La Corte ha quindi indicato (punto 24) che tali aspetti debbono essere esaminati nell’ambito del giudizio di proporzionalità; per verificare se tali obblighi dichiarativi (e le relative sanzioni) eccedano o meno quanto necessario per garantire l’efficacia dei controlli fiscali e la lotta all’evasione fiscale.
Su tale delicato aspetto, però, la Corte non ha preso una posizione esplicita. Infatti, nella Sentenza sono riportate solo le affermazioni della Spagna e della Commissione Ue.
In altri termini il sistema sanzionatorio spagnolo è stato giudicato non proporzionale indipendentemente dal fatto che le autorità spagnole fossero o avrebbero potuto essere già in possesso delle informazioni. Non è detto che questi aspetti possano essere tenuti in considerazione in un prossimo giudizio (ad esempio in quello contro l’Italia).

Il tema degli Stati non membri della Ue (clausola stand still)

La Corte di Giustizia Ue si pronuncia sulla violazione dei principi comunitari e dichiara che il legislatore spagnolo “ha arrecato un pregiudizio sproporzionato alla libera circolazione dei capitali”. L’ambito dell’esame è quello dei principi comunitari, ma la Corte non prende posizione in merito agli obblighi dichiarativi relativi a beni situati in Paesi extra Ue.

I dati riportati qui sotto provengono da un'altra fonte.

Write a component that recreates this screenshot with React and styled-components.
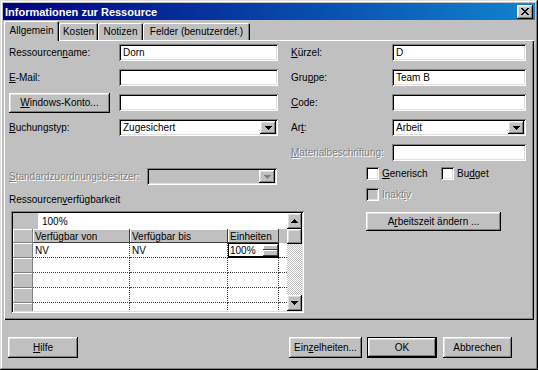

Questo aspetto, invece, è stato evidenziato nella denuncia italiana (pag. 29-30 della memoria allegata alla denuncia) che richiamando gli artt. 63 e 64 del TFUE sostiene che la libera circolazione dei capitali dovrebbe essere assicurata dall’Italia anche con riferimento agli Stati terzi con i quali è in vigore un accordo per lo scambio automatico delle informazioni. Come è noto questo aspetto assume enorme rilevanza in ragione del raddoppio delle sanzioni e il raddoppio dei termini previsti per i beni situati Paesi inclusi nella black list ma che scambiano informazioni con l’Italia.